Add dispatcher that returns function pointer
I found this functionality useful when creating a noise library and want to know if you would add something like it. Usecase here is I have many noise functions that each have their own multiversion derive. They are composed at runtime and called in series to fill an array with noise. Going through the dispatcher for each function call adds too much overhead, so I instead want to call the dispatcher once while constructing and get the function pointer so I can skip it when computing.
No intention to merge this, just easier to display through a pr.
I could see something like this being useful. The only dispatcher overhead vs this, however, should be an atomic load. Is there really that much overhead?
#![feature(portable_simd)]
use std::simd::prelude::*;
use multiversion::multiversion;
#[multiversion(targets = "simd", dispatcher = "indirect")]
pub fn indirect_add(res: Simd<f32, 8>) -> Simd<f32, 8> {
res + Simd::splat(1.0)
}
#[multiversion(targets = "simd")]
pub fn benchmark_indirect() {
let mut res = Simd::<f32, 8>::splat(0.0);
for _ in 0..1000 {
res = indirect_add(res);
res = indirect_add(res);
res = indirect_add(res);
res = indirect_add(res);
res = indirect_add(res);
res = indirect_add(res);
res = indirect_add(res);
res = indirect_add(res);
res = indirect_add(res);
}
}
#[multiversion(targets = "simd", dispatcher = "pointer")]
pub fn pointer_add(res: Simd<f32, 8>) -> Simd<f32, 8> {
res + Simd::splat(1.0)
}
#[multiversion(targets = "simd")]
pub fn benchmark_pointer() {
let add_function = pointer_add();
let mut res = Simd::<f32, 8>::splat(0.0);
for _ in 0..1000 {
unsafe {
res = (add_function)(res);
res = (add_function)(res);
res = (add_function)(res);
res = (add_function)(res);
res = (add_function)(res);
res = (add_function)(res);
res = (add_function)(res);
res = (add_function)(res);
res = (add_function)(res);
}
}
}
indirect/lib time: [36.351 µs 36.420 µs 36.494 µs]
change: [-3.5538% -3.0421% -2.4988%] (p = 0.00 < 0.05)
Performance has improved.
Found 8 outliers among 100 measurements (8.00%)
2 (2.00%) low mild
5 (5.00%) high mild
1 (1.00%) high severe
pointer/lib time: [23.154 µs 23.259 µs 23.360 µs]
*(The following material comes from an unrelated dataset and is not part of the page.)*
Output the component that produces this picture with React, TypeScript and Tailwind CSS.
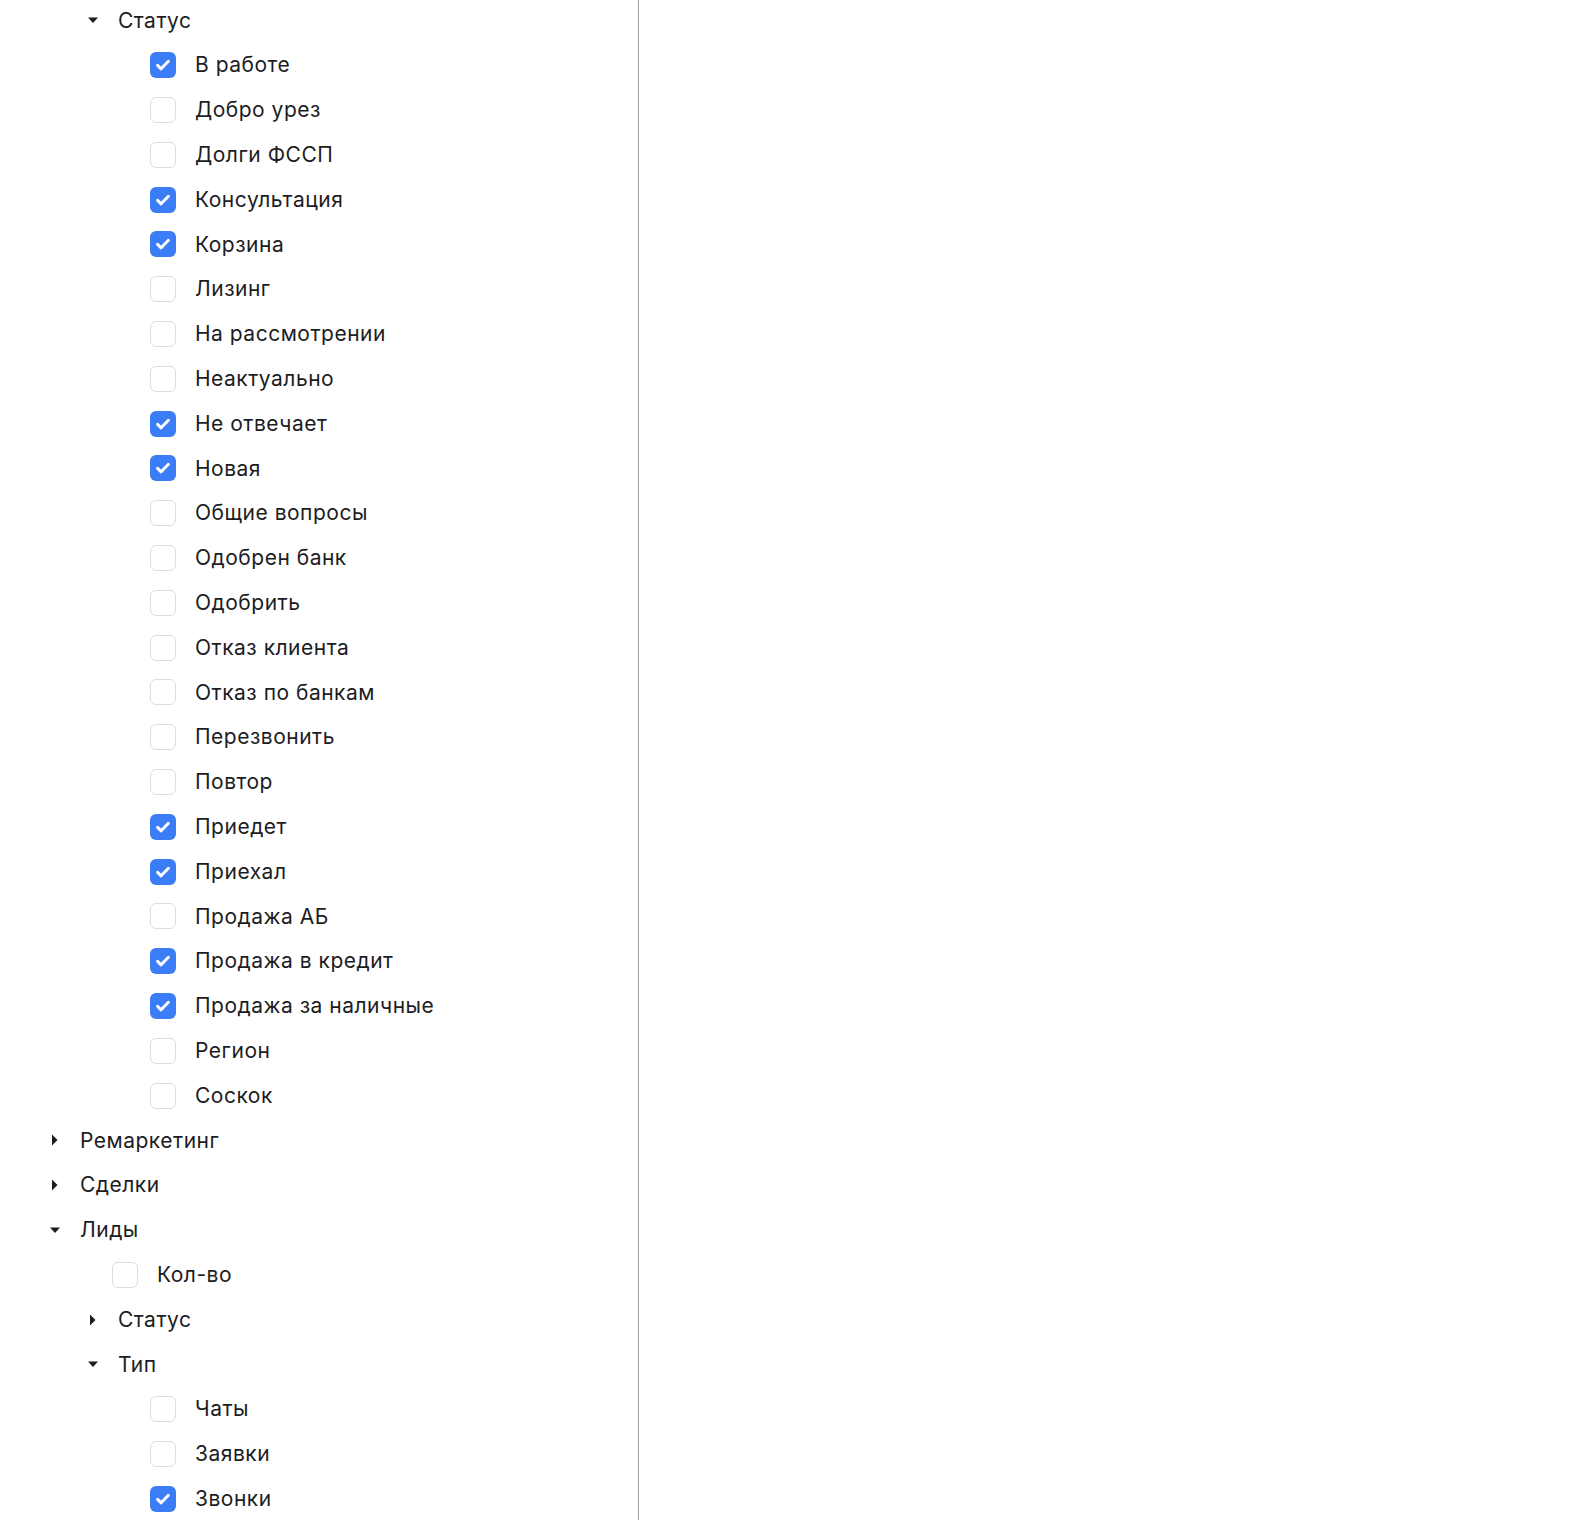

change: [-2.4580% -1.5319% -0.1121%] (p = 0.00 < 0.05)
Change within noise threshold.
Found 3 outliers among 100 measurements (3.00%)
2 (2.00%) high mild
1 (1.00%) high severe
Does this look correct? I don't know enough to comment on why, but I assumed it had to with atomics requiring going to the closest shared cache for each call. The gap grows the more calls are in the chain, but it goes away if you reduce it to just one call a for loop, maybe some compiler stuff idk...
Some other concern I bumped into again when making the benchmark, indirect calls don't allow you to do const generics. I probably removed the condition without knowing why it was there, but it made my function interfaces very nice I think.